Quarta reportagem da série Emerge Potências da Moda aborda curadoria e reutilização com Acervo das Anjas e Brechó Itinerante.

Três mulheres com realidades, personalidades e sonhos diferentes. É assim que se definem Márcia dos Anjos, 41 anos, Lívia Anjos, 32, e Heleonora Pinheiro, 31.

A primeira é natural da Bahia, criada no Capão Redondo, em São Paulo, e mora há mais de 10 anos em Paris, além de ser graduada em pedagogia e administração e mãe de duas crianças. A segunda é educadora com enorme interesse em estética, fotografia e música. A terceira é formada em design de moda e atua como produtora e stylist, e transita pelo universo da arte e da fotografia.

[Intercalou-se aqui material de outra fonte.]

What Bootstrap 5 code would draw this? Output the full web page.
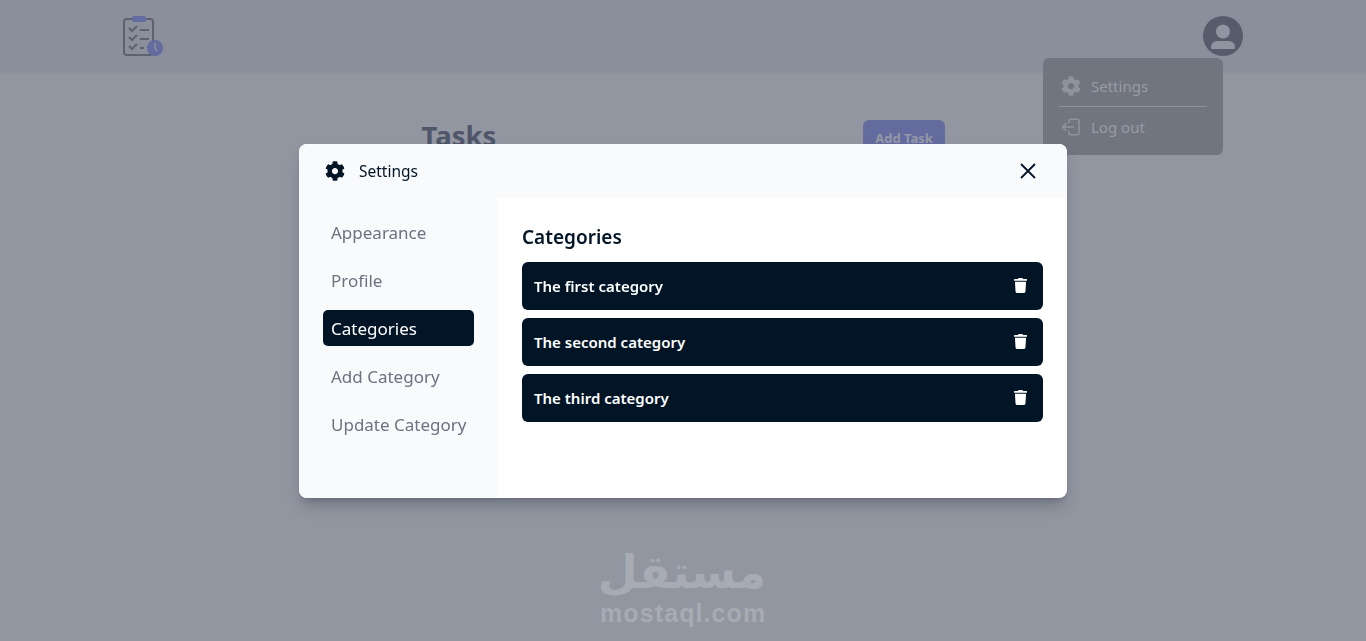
<!DOCTYPE html>
<html lang="en">
<head>
  <meta charset="UTF-8" />
  <title>Tasks</title>
  <link href="https://cdn.jsdelivr.net/npm/bootstrap@5.3.0/dist/css/bootstrap.min.css" rel="stylesheet">
  <style>
    body {
      background: #9296a1;
      font-family: "Noto Sans", sans-serif;
      height: 641px;
      overflow: hidden;
    }

    .top-bar {
      height: 72px;
      background: #8a8f9b;
      box-shadow: 0 1px 2px rgba(70, 75, 90, 0.1);
    }

    .top-inner {
      width: 1120px;
      position: relative;
    }

    .profile-menu {
      position: absolute;
      top: 42px;
      right: 20px;
      width: 180px;
      height: 97px;
      margin-top: 1px;
      padding: 11px 16px 0;
      background: #71757f;
      border-radius: 6px;
      color: #989ca6;
      font-size: 15px;
      z-index: 2;
    }

    .menu-row {
      height: 34px;
      padding-left: 2px;
      gap: 10px;
    }

    .menu-rule {
      border-top: 1px solid #8f939d;
      margin: 3px 0;
    }

    .task-head {
      width: 523px;
      margin-top: 48px;
    }

    .task-title {
      font-size: 27.5px;
      font-weight: 700;
      color: #50566a;
      margin: -1px 0 0;
    }

    .add-btn {
      width: 82px;
      height: 38px;
      padding: 0 0 0 1px;
      background: #646b9f;
      color: #9599a6;
      font-size: 13px;
      font-weight: 700;
      border: 0;
      border-radius: 6px;
    }

    .watermark {
      position: absolute;
      left: 600px;
      top: 544px;
      width: 166px;
      color: #a7abb4;
      text-align: center;
      white-space: nowrap;
    }

    .watermark-ar {
      font-family: "DejaVu Sans", sans-serif;
      font-weight: 700;
      font-size: 46px;
      line-height: 57px;
    }

    .watermark-en {
      font-family: "Liberation Sans", sans-serif;
      font-weight: 700;
      font-size: 25px;
      line-height: 24px;
      letter-spacing: 1.1px;
    }

    .settings-layer {
      position: fixed;
      inset: 0;
      z-index: 5;
    }

    .settings-box {
      width: 768px;
      height: 354px;
      background: #fff;
      border-radius: 8px;
      overflow: hidden;
      box-shadow: 0 10px 15px -3px rgba(40, 45, 60, 0.3), 0 4px 6px -4px rgba(40, 45, 60, 0.3);
    }

    .settings-head {
      height: 54px;
      padding: 0 26px;
      background: #f9fafc;
      color: #021526;
      font-size: 15.5px;
    }

    .head-label {
      gap: 14px;
    }

    .head-label span {
      padding-top: 2px;
    }

    .settings-side {
      width: 199px;
      padding: 16px 24px;
      background: #f9fafc;
      gap: 12px;
    }

    .side-link {
      height: 36px;
      padding: 2px 8px 0;
      border-radius: 5px;
      color: #6b7280;
      font-size: 17px;
      white-space: nowrap;
    }

    .side-link.current {
      background: #021526;
      color: #fff;
    }

    .settings-main {
      padding: 24px;
    }

    .main-title {
      font-size: 19px;
      font-weight: 600;
      line-height: 30px;
      color: #021526;
      margin: 0 0 10px;
    }

    .cat-row {
      height: 48px;
      padding: 0 16px 0 12px;
      background: #021526;
      border-radius: 6px;
      color: #fff;
      font-size: 15px;
      font-weight: 600;
    }

    .cat-row span {
      padding-top: 2px;
    }

    .close-x {
      background: none;
      border: 0;
      padding: 0;
      margin-right: 5px;
      line-height: 0;
    }
  </style>
</head>
<body>
  <header class="top-bar d-flex justify-content-center align-items-center">
    <div class="top-inner d-flex justify-content-between align-items-center">
      <svg width="40" height="42" viewBox="0 0 40 42" fill="none">
        <rect x="1" y="4" width="29" height="36" rx="3" stroke="#5d6272" stroke-width="2"/>
        <rect x="9" y="1" width="14" height="6" rx="2" fill="#646b9f"/>
        <path d="M6 13l3 3 5-5M6 22l3 3 5-5M6 31l3 3 5-5" stroke="#5d6272" stroke-width="2"/>
        <path d="M17 15h9M17 24h9M17 33h4" stroke="#5d6272" stroke-width="2"/>
        <circle cx="32" cy="33" r="8" fill="#646b9f"/>
        <path d="M32 28v5l2 3" stroke="#8a8f9b" stroke-width="1.6"/>
      </svg>
      <svg width="40" height="40" viewBox="0 0 40 40">
        <circle cx="20" cy="20" r="20" fill="#575c6c"/>
        <circle cx="20" cy="15.500" r="7" fill="#8f94a0"/>
        <path d="M8 32c0-6 4-7 7-7h10c3 0 7 1 7 7 0 1-1 1-2 1H10c-1 0-2 0-2-1z" fill="#8f94a0"/>
      </svg>
      <div class="profile-menu">
        <div class="menu-row d-flex align-items-center">
          <svg width="20" height="20" viewBox="0 0 512 512" fill="#8f939d"><path d="M487.4 315.7l-42.6-24.6c4.3-23.2 4.3-47 0-70.2l42.6-24.6c4.9-2.8 7.1-8.6 5.5-14-11.1-35.6-30-67.8-54.7-94.6-3.8-4.1-10-5.1-14.8-2.3L380.8 110c-17.9-15.4-38.5-27.3-60.8-35.1V25.8c0-5.6-3.9-10.5-9.4-11.7-36.7-8.2-74.3-7.8-109.2 0-5.5 1.2-9.4 6.1-9.4 11.7V75c-22.2 7.9-42.8 19.8-60.8 35.1L88.7 85.5c-4.9-2.8-11-1.9-14.8 2.3-24.7 26.7-43.6 58.9-54.7 94.6-1.7 5.4.6 11.2 5.5 14L67.3 221c-4.3 23.2-4.3 47 0 70.2l-42.6 24.6c-4.9 2.8-7.1 8.6-5.5 14 11.1 35.6 30 67.8 54.7 94.6 3.8 4.1 10 5.1 14.8 2.3l42.6-24.6c17.9 15.4 38.5 27.3 60.8 35.1v49.2c0 5.6 3.9 10.5 9.4 11.7 36.7 8.2 74.3 7.8 109.2 0 5.5-1.2 9.4-6.1 9.4-11.7v-49.2c22.2-7.9 42.8-19.8 60.8-35.1l42.6 24.6c4.9 2.8 11 1.9 14.8-2.3 24.7-26.7 43.6-58.9 54.7-94.6 1.5-5.5-.7-11.3-5.6-14.1zM256 336c-44.1 0-80-35.9-80-80s35.9-80 80-80 80 35.9 80 80-35.9 80-80 80z"/></svg>
          <span>Settings</span>
        </div>
        <div class="menu-rule"></div>
        <div class="menu-row d-flex align-items-center">
          <svg width="20" height="20" viewBox="0 0 20 20" fill="none" stroke="#8f939d" stroke-width="1.6"><path d="M8 6V3.500c0-.8.5-1.300 1.300-1.300h7.400c.8 0 1.300.5 1.300 1.300v13c0 .8-.5 1.300-1.300 1.300H9.300c-.8 0-1.300-.5-1.300-1.300V14"/><path d="M13 10H2M5.500 6L1.500 10l4 4"/></svg>
          <span>Log out</span>
        </div>
      </div>
    </div>
  </header>

  <main class="d-flex justify-content-center">
    <div class="task-head d-flex justify-content-between align-items-start">
      <h1 class="task-title">Tasks</h1>
      <button class="add-btn" type="button">Add Task</button>
    </div>
  </main>

  <div class="watermark">
    <div class="watermark-ar" lang="ar" dir="rtl">مستقل</div>
    <div class="watermark-en">mostaql.com</div>
  </div>

  <div class="settings-layer d-flex justify-content-center align-items-center">
    <div class="settings-box d-flex flex-column">
      <div class="settings-head d-flex justify-content-between align-items-center">
        <div class="head-label d-flex align-items-center">
          <svg width="20" height="20" viewBox="0 0 512 512" fill="#021526"><path d="M487.4 315.7l-42.6-24.6c4.3-23.2 4.3-47 0-70.2l42.6-24.6c4.9-2.8 7.1-8.6 5.5-14-11.1-35.6-30-67.8-54.7-94.6-3.8-4.1-10-5.1-14.8-2.3L380.8 110c-17.9-15.4-38.5-27.3-60.8-35.1V25.8c0-5.6-3.9-10.5-9.4-11.7-36.7-8.2-74.3-7.8-109.2 0-5.5 1.2-9.4 6.1-9.4 11.7V75c-22.2 7.9-42.8 19.8-60.8 35.1L88.7 85.5c-4.9-2.8-11-1.9-14.8 2.3-24.7 26.7-43.6 58.9-54.7 94.6-1.7 5.4.6 11.2 5.5 14L67.3 221c-4.3 23.2-4.3 47 0 70.2l-42.6 24.6c-4.9 2.8-7.1 8.6-5.5 14 11.1 35.6 30 67.8 54.7 94.6 3.8 4.1 10 5.1 14.8 2.3l42.6-24.6c17.9 15.4 38.5 27.3 60.8 35.1v49.2c0 5.6 3.9 10.5 9.4 11.7 36.7 8.2 74.3 7.8 109.2 0 5.5-1.2 9.4-6.1 9.4-11.7v-49.2c22.2-7.9 42.8-19.8 60.8-35.1l42.6 24.6c4.9 2.8 11 1.9 14.8-2.3 24.7-26.7 43.6-58.9 54.7-94.6 1.5-5.5-.7-11.3-5.6-14.1zM256 336c-44.1 0-80-35.9-80-80s35.9-80 80-80 80 35.9 80 80-35.9 80-80 80z"/></svg>
          <span>Settings</span>
        </div>
        <button class="close-x" type="button" aria-label="Close">
          <svg width="16" height="16" viewBox="0 0 16 16" fill="none" stroke="#021526" stroke-width="1.800"><path d="M1 1l14 14M15 1L1 15"/></svg>
        </button>
      </div>
      <div class="d-flex flex-grow-1">
        <nav class="settings-side d-flex flex-column">
          <div class="side-link d-flex align-items-center">Appearance</div>
          <div class="side-link d-flex align-items-center">Profile</div>
          <div class="side-link current d-flex align-items-center">Categories</div>
          <div class="side-link d-flex align-items-center">Add Category</div>
          <div class="side-link d-flex align-items-center">Update Category</div>
        </nav>
        <section class="settings-main flex-grow-1">
          <h2 class="main-title">Categories</h2>
          <div class="d-flex flex-column gap-2">
            <div class="cat-row d-flex justify-content-between align-items-center">
              <span>The first category</span>
              <svg width="13" height="15" viewBox="0 0 448 512" fill="#fff"><path d="M432 32H312l-9.400-18.700A24 24 0 0 0 281.100 0H166.800a23.720 23.720 0 0 0-21.400 13.300L136 32H16A16 16 0 0 0 0 48v32a16 16 0 0 0 16 16h416a16 16 0 0 0 16-16V48a16 16 0 0 0-16-16zM53.200 467a48 48 0 0 0 47.900 45h245.800a48 48 0 0 0 47.900-45L416 128H32z"/></svg>
            </div>
            <div class="cat-row d-flex justify-content-between align-items-center">
              <span>The second category</span>
              <svg width="13" height="15" viewBox="0 0 448 512" fill="#fff"><path d="M432 32H312l-9.400-18.700A24 24 0 0 0 281.100 0H166.800a23.720 23.720 0 0 0-21.400 13.300L136 32H16A16 16 0 0 0 0 48v32a16 16 0 0 0 16 16h416a16 16 0 0 0 16-16V48a16 16 0 0 0-16-16zM53.200 467a48 48 0 0 0 47.900 45h245.800a48 48 0 0 0 47.900-45L416 128H32z"/></svg>
            </div>
            <div class="cat-row d-flex justify-content-between align-items-center">
              <span>The third category</span>
              <svg width="13" height="15" viewBox="0 0 448 512" fill="#fff"><path d="M432 32H312l-9.400-18.700A24 24 0 0 0 281.100 0H166.800a23.720 23.720 0 0 0-21.400 13.300L136 32H16A16 16 0 0 0 0 48v32a16 16 0 0 0 16 16h416a16 16 0 0 0 16-16V48a16 16 0 0 0-16-16zM53.200 467a48 48 0 0 0 47.900 45h245.800a48 48 0 0 0 47.900-45L416 128H32z"/></svg>
            </div>
          </div>
        </section>
      </div>
    </div>
  </div>

  <script src="https://cdn.jsdelivr.net/npm/bootstrap@5.3.0/dist/js/bootstrap.bundle.min.js"></script>
</body>
</html>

O que as unem? Além da ancestralidade, a paixão pela moda sustentável e circular. Em 2017, elas criaram o Acervo das Anjas.

O negócio criativo é um brechó e loja colaborativa com foco em três perfis de público: comunidade LGBTQIA+ preta e indígena; pessoas de 25 a 40 anos com estilo alternativo, casual, criativo e urbano; e mulheres entre 45 e 60 anos, que desejam peças clássicas, elegantes e românticas. Além da unidade comercial, o negócio presta serviço de produção e styling de moda e consultoria de imagem.

LÍVIA ANJOS, COFUNDADORA DO ACERVO DAS ANJAS: brechó é sobre sustentabilidade socioambiental (Foto: Rafael Felix)

Um dos diferenciais do Acervo das Anjas é o acervo com peças garimpadas no Brasil e na França. Há desde itens básicos de vestuário, vestidos e casacos até bolsas, joias e obras de arte. Há diversidade de peças sem gênero e para corpos fora do padrão numérico.

A curadoria que atravessa o Atlântico tem atraído artistas independentes da moda, música e arte, que utilizam o acervo para produções editoriais e audiovisuais, num sistema de cobranding.

As criativas destacam que o modelo de negócio, por si só, é uma prática de sustentabilidade socioambiental. A ideia é ir na contramão da lógica de produção desenfreada do fast fashion, que gera toneladas de roupas que são descartadas após pouco tempo de uso.

“O brechó incentiva a reflexão sobre consumo e relação com as roupas. Vendemos peças para as pessoas se sentirem bem consigo mesmas, o que aumenta o ciclo de vida dos produtos”

Márcia dos Anjos, fundadora do Acervo das Anja

Quando a consumidora achar que a roupa já não combina mais com seu estilo ou não expressa a sua identidade, o Acervo das Anjas incentiva a troca entre elas e a doação das peças que ainda estiverem em bom estado de conservação.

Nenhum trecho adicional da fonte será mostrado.